--- start ---

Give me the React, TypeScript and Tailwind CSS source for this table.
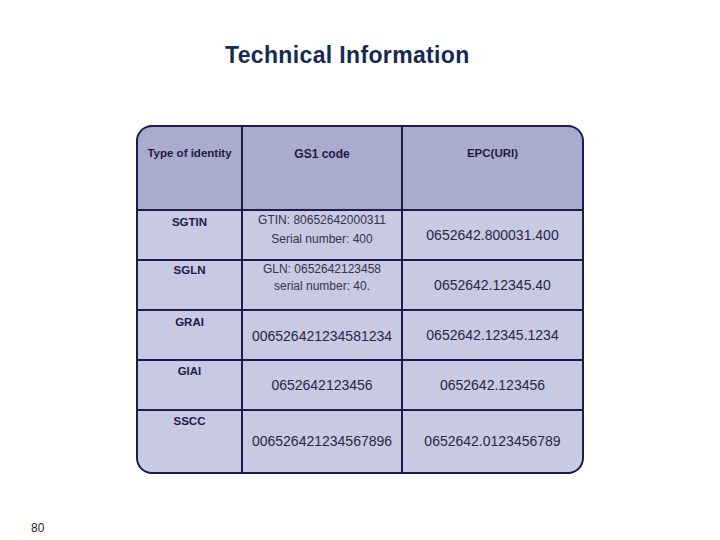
import React from "react";

const font = { fontFamily: '"Liberation Sans", Arial, sans-serif' };

export default function App() {
  return (
    <div className="w-[720px] h-[540px] bg-white relative overflow-hidden" style={font}>
      <div className="pt-[42px] pl-[225px] h-[125px]">
        <div className="text-[23px] leading-[26px] font-bold tracking-[0.35px] text-[#172a52]">
          Technical Information
        </div>
      </div>
      <div className="ml-[136px] w-[448px] h-[349px] rounded-[16px] border-2 border-[#1c1b4b] bg-[#1c1b4b] overflow-hidden">
        <div className="grid grid-cols-[103px_158px_179px] grid-rows-[82px_48px_48px_48px_48px_61px] gap-[2px] h-full text-[#20203f]">
          {/* header */}
          <div className="bg-[#a9abcf] pt-[19px] text-center text-[11.5px] leading-[14px] font-bold text-[#1b1b45]">Type of identity</div>
          <div className="bg-[#a9abcf] pt-[20px] text-center text-[12px] leading-[14px] font-bold text-[#1b1b45]">GS1 code</div>
          <div className="bg-[#a9abcf] pt-[19px] text-center text-[11.5px] leading-[14px] font-bold text-[#1b1b45]">EPC(URI)</div>

          {/* SGTIN */}
          <div className="bg-[#c8c9e2] pt-[4px] text-center text-[11.5px] leading-[14px] font-bold text-[#1b1b45]">SGTIN</div>
          <div className="bg-[#c8c9e2] text-center text-[12px] leading-[19px] text-[#33334d]">
            <div>GTIN: 80652642000311</div>
            <div>Serial number: 400</div>
          </div>
          <div className="bg-[#c8c9e2] flex items-center justify-center text-[14px] text-[#272745]">0652642.800031.400</div>

          {/* SGLN */}
          <div className="bg-[#c8c9e2] pt-[2px] text-center text-[11.5px] leading-[14px] font-bold text-[#1b1b45]">SGLN</div>
          <div className="bg-[#c8c9e2] text-center text-[12px] leading-[17px] text-[#33334d]">
            <div>GLN: 0652642123458</div>
            <div>serial number: 40.</div>
          </div>
          <div className="bg-[#c8c9e2] flex items-center justify-center text-[14px] text-[#272745]">0652642.12345.40</div>

          {/* GRAI */}
          <div className="bg-[#c8c9e2] pt-[4px] text-center text-[11.5px] leading-[14px] font-bold text-[#1b1b45]">GRAI</div>
          <div className="bg-[#c8c9e2] flex items-center justify-center text-[14px] pt-[2px] text-[#272745]">006526421234581234</div>
          <div className="bg-[#c8c9e2] flex items-center justify-center text-[14px] text-[#272745]">0652642.12345.1234</div>

          {/* GIAI */}
          <div className="bg-[#c8c9e2] pt-[3px] text-center text-[11.5px] leading-[14px] font-bold text-[#1b1b45]">GIAI</div>
          <div className="bg-[#c8c9e2] flex items-center justify-center text-[14px] text-[#272745]">0652642123456</div>
          <div className="bg-[#c8c9e2] flex items-center justify-center text-[14px] text-[#272745]">0652642.123456</div>

          {/* SSCC */}
          <div className="bg-[#c8c9e2] pt-[3px] text-center text-[11.5px] leading-[14px] font-bold text-[#1b1b45]">SSCC</div>
          <div className="bg-[#c8c9e2] flex items-center justify-center text-[14px] text-[#272745]">006526421234567896</div>
          <div className="bg-[#c8c9e2] flex items-center justify-center text-[14px] text-[#272745]">0652642.0123456789</div>
        </div>
      </div>
      <div className="pl-[31px] pt-[47px] text-[12px] leading-[14px] text-[#222]">80</div>
    </div>
  );
}
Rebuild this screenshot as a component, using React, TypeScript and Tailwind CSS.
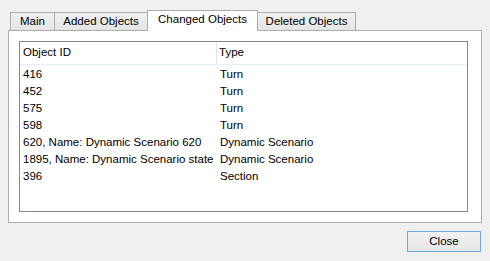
import React from 'react';

const ROWS: { id: string; type: string }[] = [
  { id: '416', type: 'Turn' },
  { id: '452', type: 'Turn' },
  { id: '575', type: 'Turn' },
  { id: '598', type: 'Turn' },
  { id: '620, Name: Dynamic Scenario 620', type: 'Dynamic Scenario' },
  { id: '1895, Name: Dynamic Scenario state', type: 'Dynamic Scenario' },
  { id: '396', type: 'Section' },
];

const TABS = [
  { label: 'Main', w: 'w-[45px]' },
  { label: 'Added Objects', w: 'w-[94px]' },
  { label: 'Changed Objects', w: 'w-[111px]', active: true },
  { label: 'Deleted Objects', w: 'w-[99px]' },
];

export default function App() {
  return (
    <div
      className="w-[490px] h-[261px] bg-[#f0f0f0] pt-[10px] px-[8px] text-[11.5px] text-black overflow-hidden"
      style={{ fontFamily: '"Liberation Sans", Arial, sans-serif' }}
    >
      {/* tab strip */}
      <div className="flex items-end h-[20px] pl-[2px]">
        {TABS.map((t, i) =>
          t.active ? (
            <div
              key={t.label}
              className={`${t.w} h-[21px] -mb-px -ml-px relative z-10 bg-white border border-b-0 border-[#acacac] flex items-center justify-center pb-[2px]`}
            >
              {t.label}
            </div>
          ) : (
            <div
              key={t.label}
              className={`${t.w} h-[18px] ${i > 0 ? '-ml-px' : ''} bg-gradient-to-b from-[#f0f0f0] to-[#e5e5e5] border border-b-0 border-[#acacac] flex items-center justify-center pt-[1px]`}
            >
              {t.label}
            </div>
          )
        )}
      </div>

      {/* tab pane */}
      <div className="h-[193px] bg-white border border-[#acacac] pt-[10px] pl-[10px] pr-[10px]">
        <div className="h-[171px] w-[449px] border border-[#828790] bg-white">
          <div className="flex h-[23px] border-b border-[#e5eef8]">
            <div className="w-[197px] border-r border-[#e5e5e5] pl-[3px] flex items-center">Object ID</div>
            <div className="flex-1 pl-[2px] flex items-center">Type</div>
          </div>
          <div className="pt-[1px]">
            {ROWS.map((r) => (
              <div key={r.id} className="flex h-[17px] items-center">
                <div className="w-[197px] pl-[3px] whitespace-nowrap overflow-hidden">{r.id}</div>
                <div className="flex-1 pl-[3px] whitespace-nowrap">{r.type}</div>
              </div>
            ))}
          </div>
        </div>
      </div>

      {/* footer */}
      <div className="flex justify-end mt-[8px] pr-[1px]">
        <button className="w-[74px] h-[21px] border border-[#6ea6e8] bg-gradient-to-b from-[#f2f2f2] to-[#e6e6e6] flex items-center justify-center">
          Close
        </button>
      </div>
    </div>
  );
}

--- end ---

• **Problem to solve**
Repeat every record above exactly, but leave out any pictures.

• **Response to the task**
Give me the React, TypeScript and Tailwind CSS source for this table.
import React from "react";

const font = { fontFamily: '"Liberation Sans", Arial, sans-serif' };

export default function App() {
  return (
    <div className="w-[720px] h-[540px] bg-white relative overflow-hidden" style={font}>
      <div className="pt-[42px] pl-[225px] h-[125px]">
        <div className="text-[23px] leading-[26px] font-bold tracking-[0.35px] text-[#172a52]">
          Technical Information
        </div>
      </div>
      <div className="ml-[136px] w-[448px] h-[349px] rounded-[16px] border-2 border-[#1c1b4b] bg-[#1c1b4b] overflow-hidden">
        <div className="grid grid-cols-[103px_158px_179px] grid-rows-[82px_48px_48px_48px_48px_61px] gap-[2px] h-full text-[#20203f]">
          {/* header */}
          <div className="bg-[#a9abcf] pt-[19px] text-center text-[11.5px] leading-[14px] font-bold text-[#1b1b45]">Type of identity</div>
          <div className="bg-[#a9abcf] pt-[20px] text-center text-[12px] leading-[14px] font-bold text-[#1b1b45]">GS1 code</div>
          <div className="bg-[#a9abcf] pt-[19px] text-center text-[11.5px] leading-[14px] font-bold text-[#1b1b45]">EPC(URI)</div>

          {/* SGTIN */}
          <div className="bg-[#c8c9e2] pt-[4px] text-center text-[11.5px] leading-[14px] font-bold text-[#1b1b45]">SGTIN</div>
          <div className="bg-[#c8c9e2] text-center text-[12px] leading-[19px] text-[#33334d]">
            <div>GTIN: 80652642000311</div>
            <div>Serial number: 400</div>
          </div>
          <div className="bg-[#c8c9e2] flex items-center justify-center text-[14px] text-[#272745]">0652642.800031.400</div>

          {/* SGLN */}
          <div className="bg-[#c8c9e2] pt-[2px] text-center text-[11.5px] leading-[14px] font-bold text-[#1b1b45]">SGLN</div>
          <div className="bg-[#c8c9e2] text-center text-[12px] leading-[17px] text-[#33334d]">
            <div>GLN: 0652642123458</div>
            <div>serial number: 40.</div>
          </div>
          <div className="bg-[#c8c9e2] flex items-center justify-center text-[14px] text-[#272745]">0652642.12345.40</div>

          {/* GRAI */}
          <div className="bg-[#c8c9e2] pt-[4px] text-center text-[11.5px] leading-[14px] font-bold text-[#1b1b45]">GRAI</div>
          <div className="bg-[#c8c9e2] flex items-center justify-center text-[14px] pt-[2px] text-[#272745]">006526421234581234</div>
          <div className="bg-[#c8c9e2] flex items-center justify-center text-[14px] text-[#272745]">0652642.12345.1234</div>

          {/* GIAI */}
          <div className="bg-[#c8c9e2] pt-[3px] text-center text-[11.5px] leading-[14px] font-bold text-[#1b1b45]">GIAI</div>
          <div className="bg-[#c8c9e2] flex items-center justify-center text-[14px] text-[#272745]">0652642123456</div>
          <div className="bg-[#c8c9e2] flex items-center justify-center text-[14px] text-[#272745]">0652642.123456</div>

          {/* SSCC */}
          <div className="bg-[#c8c9e2] pt-[3px] text-center text-[11.5px] leading-[14px] font-bold text-[#1b1b45]">SSCC</div>
          <div className="bg-[#c8c9e2] flex items-center justify-center text-[14px] text-[#272745]">006526421234567896</div>
          <div className="bg-[#c8c9e2] flex items-center justify-center text-[14px] text-[#272745]">0652642.0123456789</div>
        </div>
      </div>
      <div className="pl-[31px] pt-[47px] text-[12px] leading-[14px] text-[#222]">80</div>
    </div>
  );
}
Rebuild this screenshot as a component, using React, TypeScript and Tailwind CSS.
import React from 'react';

const ROWS: { id: string; type: string }[] = [
  { id: '416', type: 'Turn' },
  { id: '452', type: 'Turn' },
  { id: '575', type: 'Turn' },
  { id: '598', type: 'Turn' },
  { id: '620, Name: Dynamic Scenario 620', type: 'Dynamic Scenario' },
  { id: '1895, Name: Dynamic Scenario state', type: 'Dynamic Scenario' },
  { id: '396', type: 'Section' },
];

const TABS = [
  { label: 'Main', w: 'w-[45px]' },
  { label: 'Added Objects', w: 'w-[94px]' },
  { label: 'Changed Objects', w: 'w-[111px]', active: true },
  { label: 'Deleted Objects', w: 'w-[99px]' },
];

export default function App() {
  return (
    <div
      className="w-[490px] h-[261px] bg-[#f0f0f0] pt-[10px] px-[8px] text-[11.5px] text-black overflow-hidden"
      style={{ fontFamily: '"Liberation Sans", Arial, sans-serif' }}
    >
      {/* tab strip */}
      <div className="flex items-end h-[20px] pl-[2px]">
        {TABS.map((t, i) =>
          t.active ? (
            <div
              key={t.label}
              className={`${t.w} h-[21px] -mb-px -ml-px relative z-10 bg-white border border-b-0 border-[#acacac] flex items-center justify-center pb-[2px]`}
            >
              {t.label}
            </div>
          ) : (
            <div
              key={t.label}
              className={`${t.w} h-[18px] ${i > 0 ? '-ml-px' : ''} bg-gradient-to-b from-[#f0f0f0] to-[#e5e5e5] border border-b-0 border-[#acacac] flex items-center justify-center pt-[1px]`}
            >
              {t.label}
            </div>
          )
        )}
      </div>

      {/* tab pane */}
      <div className="h-[193px] bg-white border border-[#acacac] pt-[10px] pl-[10px] pr-[10px]">
        <div className="h-[171px] w-[449px] border border-[#828790] bg-white">
          <div className="flex h-[23px] border-b border-[#e5eef8]">
            <div className="w-[197px] border-r border-[#e5e5e5] pl-[3px] flex items-center">Object ID</div>
            <div className="flex-1 pl-[2px] flex items-center">Type</div>
          </div>
          <div className="pt-[1px]">
            {ROWS.map((r) => (
              <div key={r.id} className="flex h-[17px] items-center">
                <div className="w-[197px] pl-[3px] whitespace-nowrap overflow-hidden">{r.id}</div>
                <div className="flex-1 pl-[3px] whitespace-nowrap">{r.type}</div>
              </div>
            ))}
          </div>
        </div>
      </div>

      {/* footer */}
      <div className="flex justify-end mt-[8px] pr-[1px]">
        <button className="w-[74px] h-[21px] border border-[#6ea6e8] bg-gradient-to-b from-[#f2f2f2] to-[#e6e6e6] flex items-center justify-center">
          Close
        </button>
      </div>
    </div>
  );
}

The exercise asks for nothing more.